Further, the GDPR contains all kinds of provisions imported from outside Europe — privacy impact assessments, privacy by default and by design, codes of practice, privacy seals and certification schemes. These instruments were once viewed with skepticism by European data protection officials and experts, because of their association with the more “flexible” or “self-regulatory” approaches in other countries. They are now embraced.

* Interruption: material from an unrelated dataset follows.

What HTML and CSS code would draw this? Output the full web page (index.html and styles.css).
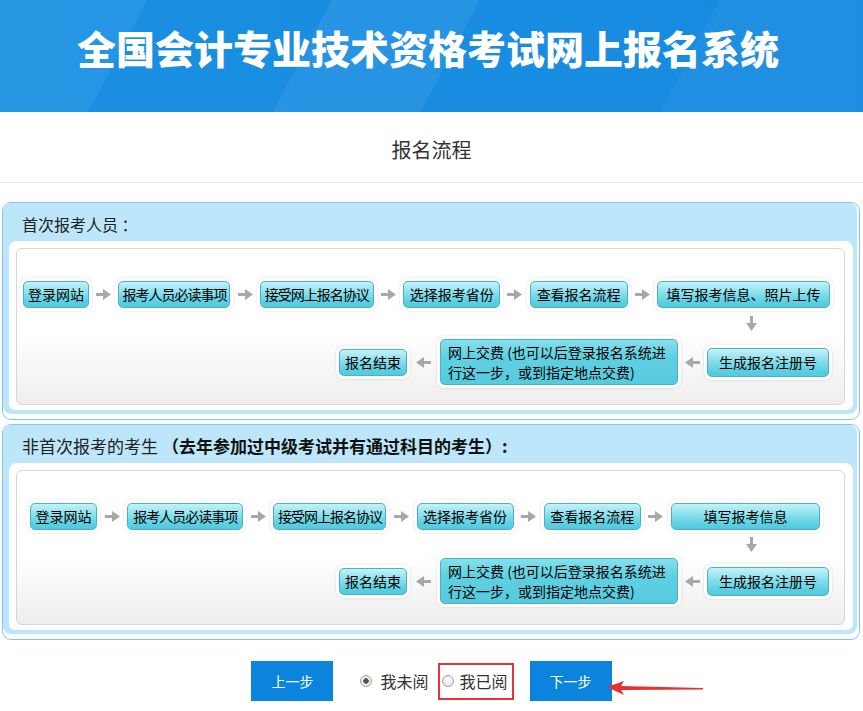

What is more, the GDPR is already forcing compliance to its terms by many businesses operating in Canada. Some big international companies such as Apple and Microsoft have simply declared an intention to level up their global operations to be compliant with GDPR standards. Others are owned by larger European multinationals. Still other companies try to distinguish in their privacy policies between the privileges they grant to European nationals and those they apply to Canadians. Moreover, as the Office of the Information and Privacy Commissioner for British Columbia has argued, compliance to what is regarded as the gold standard of international data protection does offer competitive advantages.
In this context, why do we hear so much talk of a “made-in-Canada” approach to the problem? Does the digital economy change its character when it hits our borders? Are the privacy rights and interests of Europeans somehow more important than those of Canadians? There might have been a discernible Canadian approach back in 2000, when PIPEDA was passed. But there certainly isn’t now. The world has moved on. More than 140 countries now have data privacy laws. Many are influenced by the GDPR.
Thus, we get nowhere by setting up a false dichotomy between a balanced, flexible, “neutral” and principles-based Canadian approach and a supposedly more rigid and inflexible European regime. The discourse about the modernization of privacy law should not be rooted in dated rhetoric, false dichotomies, incomplete understandings of overseas practices and a poor appreciation of the complex debates in the privacy literature.